## WHAT IS ASKED:
Extract all lines containing "table".

## DATASET EXCERPT:
# # #
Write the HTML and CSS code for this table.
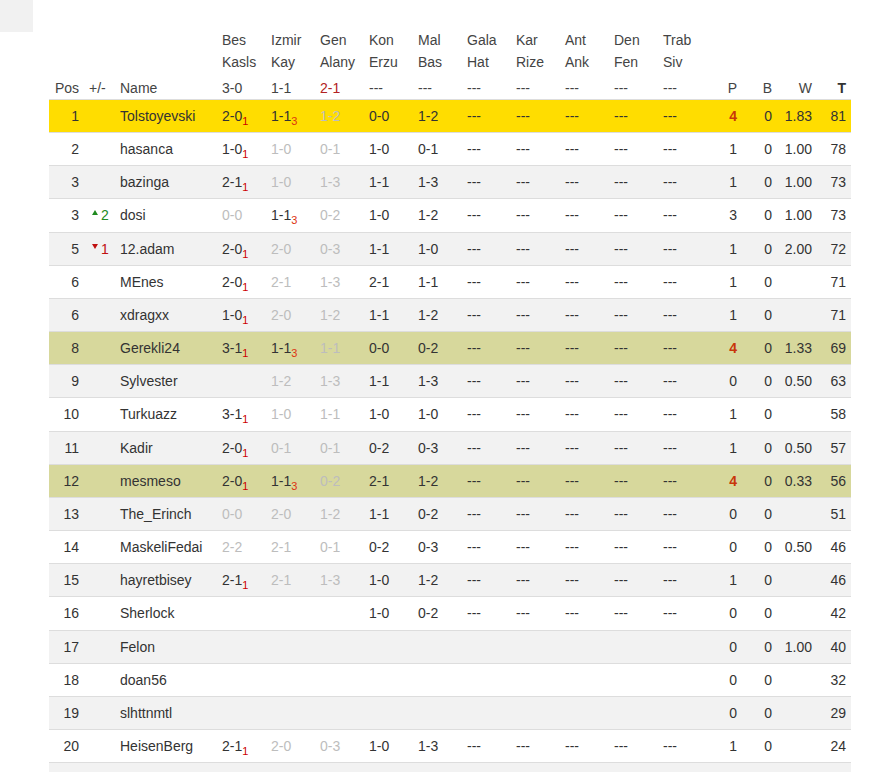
FILE: index.html
```html
<!DOCTYPE html>
<html>
<head>
<meta charset="utf-8">
<link rel="stylesheet" href="styles.css">
</head>
<body>
<div class="page">
  <div class="corner"></div>
  <div class="wrap">
    <table class="standings">
      <colgroup>
        <col class="c-pos"><col class="c-chg"><col class="c-name">
        <col class="c-m"><col class="c-m"><col class="c-m"><col class="c-m"><col class="c-m">
        <col class="c-m"><col class="c-m"><col class="c-m"><col class="c-m"><col class="c-m">
        <col class="c-p"><col class="c-b"><col class="c-w"><col class="c-t">
      </colgroup>
      <thead>
        <tr class="teams">
          <th></th><th></th><th></th>
          <th>Bes<br>Kasls</th><th>Izmir<br>Kay</th><th>Gen<br>Alany</th><th>Kon<br>Erzu</th><th>Mal<br>Bas</th>
          <th>Gala<br>Hat</th><th>Kar<br>Rize</th><th>Ant<br>Ank</th><th>Den<br>Fen</th><th>Trab<br>Siv</th>
          <th></th><th></th><th></th><th></th>
        </tr>
        <tr class="labels">
          <th class="num">Pos</th><th>+/-</th><th>Name</th>
          <th>3-0</th><th>1-1</th><th class="red">2-1</th><th>---</th><th>---</th>
          <th>---</th><th>---</th><th>---</th><th>---</th><th>---</th>
          <th class="num">P</th><th class="num">B</th><th class="num">W</th><th class="num bold">T</th>
        </tr>
      </thead>
      <tbody>
        <tr class="gold">
          <td class="num">1</td><td></td><td>Tolstoyevski</td>
          <td>2-0<sub class="s1">1</sub></td><td>1-1<sub class="s3">3</sub></td><td class="g">1-2</td><td>0-0</td><td>1-2</td>
          <td>---</td><td>---</td><td>---</td><td>---</td><td>---</td>
          <td class="num hi">4</td><td class="num">0</td><td class="num">1.83</td><td class="num">81</td>
        </tr>
        <tr>
          <td class="num">2</td><td></td><td>hasanca</td>
          <td>1-0<sub class="s1">1</sub></td><td class="g">1-0</td><td class="g">0-1</td><td>1-0</td><td>0-1</td>
          <td>---</td><td>---</td><td>---</td><td>---</td><td>---</td>
          <td class="num">1</td><td class="num">0</td><td class="num">1.00</td><td class="num">78</td>
        </tr>
        <tr>
          <td class="num">3</td><td></td><td>bazinga</td>
          <td>2-1<sub class="s1">1</sub></td><td class="g">1-0</td><td class="g">1-3</td><td>1-1</td><td>1-3</td>
          <td>---</td><td>---</td><td>---</td><td>---</td><td>---</td>
          <td class="num">1</td><td class="num">0</td><td class="num">1.00</td><td class="num">73</td>
        </tr>
        <tr>
          <td class="num">3</td><td class="up"><svg class="tri" width="6" height="5" viewBox="0 0 6 5"><path d="M3 0L6 5H0Z" fill="#1f8a1f"/></svg>2</td><td>dosi</td>
          <td class="g">0-0</td><td>1-1<sub class="s3">3</sub></td><td class="g">0-2</td><td>1-0</td><td>1-2</td>
          <td>---</td><td>---</td><td>---</td><td>---</td><td>---</td>
          <td class="num">3</td><td class="num">0</td><td class="num">1.00</td><td class="num">73</td>
        </tr>
        <tr>
          <td class="num">5</td><td class="down"><svg class="tri" width="6" height="5" viewBox="0 0 6 5"><path d="M0 0H6L3 5Z" fill="#c01010"/></svg>1</td><td>12.adam</td>
          <td>2-0<sub class="s1">1</sub></td><td class="g">2-0</td><td class="g">0-3</td><td>1-1</td><td>1-0</td>
          <td>---</td><td>---</td><td>---</td><td>---</td><td>---</td>
          <td class="num">1</td><td class="num">0</td><td class="num">2.00</td><td class="num">72</td>
        </tr>
        <tr>
          <td class="num">6</td><td></td><td>MEnes</td>
          <td>2-0<sub class="s1">1</sub></td><td class="g">2-1</td><td class="g">1-3</td><td>2-1</td><td>1-1</td>
          <td>---</td><td>---</td><td>---</td><td>---</td><td>---</td>
          <td class="num">1</td><td class="num">0</td><td class="num"></td><td class="num">71</td>
        </tr>
        <tr>
          <td class="num">6</td><td></td><td>xdragxx</td>
          <td>1-0<sub class="s1">1</sub></td><td class="g">2-0</td><td class="g">1-2</td><td>1-1</td><td>1-2</td>
          <td>---</td><td>---</td><td>---</td><td>---</td><td>---</td>
          <td class="num">1</td><td class="num">0</td><td class="num"></td><td class="num">71</td>
        </tr>
        <tr class="olive">
          <td class="num">8</td><td></td><td>Gerekli24</td>
          <td>3-1<sub class="s1">1</sub></td><td>1-1<sub class="s3">3</sub></td><td class="g">1-1</td><td>0-0</td><td>0-2</td>
          <td>---</td><td>---</td><td>---</td><td>---</td><td>---</td>
          <td class="num hi">4</td><td class="num">0</td><td class="num">1.33</td><td class="num">69</td>
        </tr>
        <tr>
          <td class="num">9</td><td></td><td>Sylvester</td>
          <td></td><td class="g">1-2</td><td class="g">1-3</td><td>1-1</td><td>1-3</td>
          <td>---</td><td>---</td><td>---</td><td>---</td><td>---</td>
          <td class="num">0</td><td class="num">0</td><td class="num">0.50</td><td class="num">63</td>
        </tr>
        <tr>
          <td class="num">10</td><td></td><td>Turkuazz</td>
          <td>3-1<sub class="s1">1</sub></td><td class="g">1-0</td><td class="g">1-1</td><td>1-0</td><td>1-0</td>
          <td>---</td><td>---</td><td>---</td><td>---</td><td>---</td>
          <td class="num">1</td><td class="num">0</td><td class="num"></td><td class="num">58</td>
        </tr>
        <tr>
          <td class="num">11</td><td></td><td>Kadir</td>
          <td>2-0<sub class="s1">1</sub></td><td class="g">0-1</td><td class="g">0-1</td><td>0-2</td><td>0-3</td>
          <td>---</td><td>---</td><td>---</td><td>---</td><td>---</td>
          <td class="num">1</td><td class="num">0</td><td class="num">0.50</td><td class="num">57</td>
        </tr>
        <tr class="olive">
          <td class="num">12</td><td></td><td>mesmeso</td>
          <td>2-0<sub class="s1">1</sub></td><td>1-1<sub class="s3">3</sub></td><td class="g">0-2</td><td>2-1</td><td>1-2</td>
          <td>---</td><td>---</td><td>---</td><td>---</td><td>---</td>
          <td class="num hi">4</td><td class="num">0</td><td class="num">0.33</td><td class="num">56</td>
        </tr>
        <tr>
          <td class="num">13</td><td></td><td>The_Erinch</td>
          <td class="g">0-0</td><td class="g">2-0</td><td class="g">1-2</td><td>1-1</td><td>0-2</td>
          <td>---</td><td>---</td><td>---</td><td>---</td><td>---</td>
          <td class="num">0</td><td class="num">0</td><td class="num"></td><td class="num">51</td>
        </tr>
        <tr>
          <td class="num">14</td><td></td><td>MaskeliFedai</td>
          <td class="g">2-2</td><td class="g">2-1</td><td class="g">0-1</td><td>0-2</td><td>0-3</td>
          <td>---</td><td>---</td><td>---</td><td>---</td><td>---</td>
          <td class="num">0</td><td class="num">0</td><td class="num">0.50</td><td class="num">46</td>
        </tr>
        <tr>
          <td class="num">15</td><td></td><td>hayretbisey</td>
          <td>2-1<sub class="s1">1</sub></td><td class="g">2-1</td><td class="g">1-3</td><td>1-0</td><td>1-2</td>
          <td>---</td><td>---</td><td>---</td><td>---</td><td>---</td>
          <td class="num">1</td><td class="num">0</td><td class="num"></td><td class="num">46</td>
        </tr>
        <tr>
          <td class="num">16</td><td></td><td>Sherlock</td>
          <td></td><td></td><td></td><td>1-0</td><td>0-2</td>
          <td>---</td><td>---</td><td>---</td><td>---</td><td>---</td>
          <td class="num">0</td><td class="num">0</td><td class="num"></td><td class="num">42</td>
        </tr>
        <tr>
          <td class="num">17</td><td></td><td>Felon</td>
          <td></td><td></td><td></td><td></td><td></td>
          <td></td><td></td><td></td><td></td><td></td>
          <td class="num">0</td><td class="num">0</td><td class="num">1.00</td><td class="num">40</td>
        </tr>
        <tr>
          <td class="num">18</td><td></td><td>doan56</td>
          <td></td><td></td><td></td><td></td><td></td>
          <td></td><td></td><td></td><td></td><td></td>
          <td class="num">0</td><td class="num">0</td><td class="num"></td><td class="num">32</td>
        </tr>
        <tr>
          <td class="num">19</td><td></td><td>slhttnmtl</td>
          <td></td><td></td><td></td><td></td><td></td>
          <td></td><td></td><td></td><td></td><td></td>
          <td class="num">0</td><td class="num">0</td><td class="num"></td><td class="num">29</td>
        </tr>
        <tr>
          <td class="num">20</td><td></td><td>HeisenBerg</td>
          <td>2-1<sub class="s1">1</sub></td><td class="g">2-0</td><td class="g">0-3</td><td>1-0</td><td>1-3</td>
          <td>---</td><td>---</td><td>---</td><td>---</td><td>---</td>
          <td class="num">1</td><td class="num">0</td><td class="num"></td><td class="num">24</td>
        </tr>
        <tr>
          <td class="num">&nbsp;</td><td></td><td></td>
          <td></td><td></td><td></td><td></td><td></td>
          <td></td><td></td><td></td><td></td><td></td>
          <td></td><td></td><td></td><td></td>
        </tr>
      </tbody>
    </table>
  </div>
</div>
</body>
</html>
```

FILE: styles.css
```css
html, body {
  margin: 0;
  padding: 0;
  background: #ffffff;
}

.page {
  display: flex;
  align-items: flex-start;
}

.corner {
  width: 33px;
  height: 32px;
  background: #f1f1f1;
  flex: none;
}

.wrap {
  margin-left: 16px;
  padding-top: 29px;
}

.standings {
  border-collapse: collapse;
  table-layout: fixed;
  width: 802px;
  font-family: "Liberation Sans", Arial, sans-serif;
  font-size: 14px;
  color: #333333;
}

.c-pos { width: 35px; }
.c-chg { width: 31px; }
.c-name { width: 102px; }
.c-m { width: 49px; }
.c-p { width: 35px; }
.c-b { width: 35px; }
.c-w { width: 40px; }
.c-t { width: 34px; }

.standings th {
  font-weight: normal;
  text-align: left;
  color: #444444;
  white-space: nowrap;
}

.standings .teams th {
  line-height: 22px;
  padding: 0 5px;
  vertical-align: bottom;
}

.standings .labels th {
  padding: 7px 5px 3px;
  line-height: 16px;
  vertical-align: bottom;
}

.standings th.red {
  color: #b22222;
}

.standings th.bold {
  font-weight: bold;
  color: #333333;
}

.standings td {
  padding: 8px 5px;
  line-height: 16.15px;
  border-top: 1px solid #dddddd;
  white-space: nowrap;
  text-align: left;
}

.standings .num {
  text-align: right;
}

.standings tbody tr:nth-child(odd) {
  background: #f2f2f2;
}

.standings tbody tr.gold {
  background: #ffdd00;
}

.standings tbody tr.olive {
  background: #d7d89c;
}

.standings td.g {
  color: #bdbdbd;
}

.standings sub {
  font-size: 11px;
  line-height: 0;
  vertical-align: -4px;
}

.standings sub.s1 {
  color: #cc0000;
}

.standings sub.s3 {
  color: #dd3311;
}

.standings td.hi {
  font-weight: bold;
  color: #c8360a;
}

.standings td.up {
  color: #228b22;
}

.standings td.down {
  color: #c01010;
}

.tri {
  display: inline-block;
  margin: 0 3px 0 3px;
  vertical-align: 5px;
}
```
# # #
## EXERCISE ANSWER:
Write the HTML and CSS code for this table.
    <table class="standings">
    </table>
  table-layout: fixed;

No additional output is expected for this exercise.